One challenge was finding the right intersection to study. The team settled on a corner in Jackson Hole, Wyoming that is recorded 24 hours a day by video cameras. After amassing hours of footage and converting images into a bird’s-eye-view orientation, researchers used machine learning to measure how drivers reacted to oncoming traffic. More than 5,000 driving situations were documented, with different gaps deemed acceptable and unacceptable. The situations included cases in normal weather, in rain and in snow.

One of the most interesting findings was that people use distance as the main factor when deciding it is safe to turn at the right-turn intersection. This suggests they’re making a judgment based on what they’re seeing rather than mentally calculating the speed of oncoming traffic or the time it takes to make the turn, Lenneman said.

The research team used a similar approach to study how drivers interacted on a five-point roundabout. For drivers entering these circles of moving traffic, the angle of approaching cars and trucks mattered even more than distance, Lenneman said. The drivers appeared to be making a geometric assessment of the trajectory of oncoming vehicles to determine if it was safe to proceed, he said.

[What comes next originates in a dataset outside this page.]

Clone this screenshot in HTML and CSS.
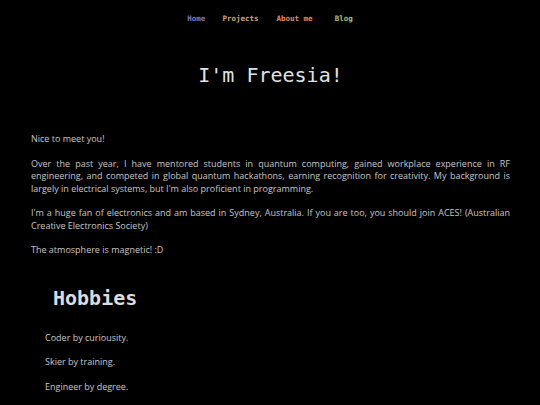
FILE: index.html
```html
<!DOCTYPE html>
<html lang="en">
<head>
<meta charset="utf-8">
<title>Freesia</title>
<link rel="stylesheet" href="styles.css">
</head>
<body>
<nav class="nav">
  <a class="nav-link home" href="#">Home</a>
  <a class="nav-link projects" href="#">Projects</a>
  <a class="nav-link about" href="#">About me</a>
  <a class="nav-link blog" href="#">Blog</a>
</nav>
<main class="content">
  <h1 class="title">I'm Freesia!</h1>
  <section class="intro">
    <p class="text">Nice to meet you!</p>
    <p class="text">Over the past year, I have mentored students in quantum computing, gained workplace experience in RF engineering, and competed in global quantum hackathons, earning recognition for creativity. My background is largely in electrical systems, but I'm also proficient in programming.</p>
    <p class="text">I'm a huge fan of electronics and am based in Sydney, Australia. If you are too, you should join ACES! (Australian Creative Electronics Society)</p>
    <p class="text">The atmosphere is magnetic! :D</p>
  </section>
  <h2 class="subtitle">Hobbies</h2>
  <section class="hobbies">
    <p class="text">Coder by curiousity.</p>
    <p class="text">Skier by training.</p>
    <p class="text">Engineer by degree.</p>
  </section>
</main>
</body>
</html>
```
FILE: styles.css
```css
html, body {
  margin: 0;
  padding: 0;
  background: #000;
}
body {
  color: #c6c6c6;
  font-family: "Open Sans", "Noto Sans", sans-serif;
}
.nav {
  display: flex;
  justify-content: center;
  gap: 17px;
  padding-top: 13px;
  height: 12px;
  line-height: 12px;
}
.nav-link {
  font-family: "DejaVu Sans Mono", monospace;
  font-size: 7.5px;
  font-weight: bold;
  text-decoration: none;
}
.home { color: #8178c4; }
.projects { color: #d4a96e; }
.about { color: #e08a5c; margin-left: 1px; }
.blog { color: #a5c185; margin-left: 5px; }

.content {
  padding: 0 30px 0 31px;
}
.title {
  margin: 38px 0 0;
  text-align: center;
  font-family: "DejaVu Sans Mono", monospace;
  font-weight: normal;
  font-size: 20px;
  line-height: 24px;
  color: #e2e2e2;
}
.intro {
  margin-top: 46px;
}
.text {
  margin: 0 0 12px;
  font-size: 9px;
  font-weight: 400;
  line-height: 12.5px;
  text-align: justify;
}
.subtitle {
  margin: 29px 0 0 22px;
  font-family: "DejaVu Sans Mono", monospace;
  font-weight: bold;
  font-size: 20px;
  line-height: 24px;
  color: #dcdcdc;
}
.hobbies {
  margin-top: 22px;
  padding-left: 14px;
}
```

Because these results differed from the right-turn intersection, it showed that what is considered good roadmanship may depend on the situation.

Mcity expects to build on these studies with other research to determine how human-driven vehicles can safely coexist with self-driving cars, said Greg McGuire, managing director of the Ann Arbor, Michigan-based research center.

“The challenges don’t end with other vehicles,” McGuire said. “Human drivers must also respond to and exert far more caution around other people riding bikes, motorcycles, and walking. AVs will need to do the same.”

The roadmanship studies can help engineers quantify driving specifications as self-driving cars are tested and eventually produced, CSRC’s Lenneman said. Much more research is needed, but over time, developers will be able to map more normal human road behavior into steering, braking, acceleration and other driving actions. The long-term goal is for autonomous vehicle developers to take these roadmanship issues into account while still mitigating potential accident risks due to unsafe maneuvers by human drivers. The end result will be a more harmonious relationship between human drivers and their autonomous counterparts.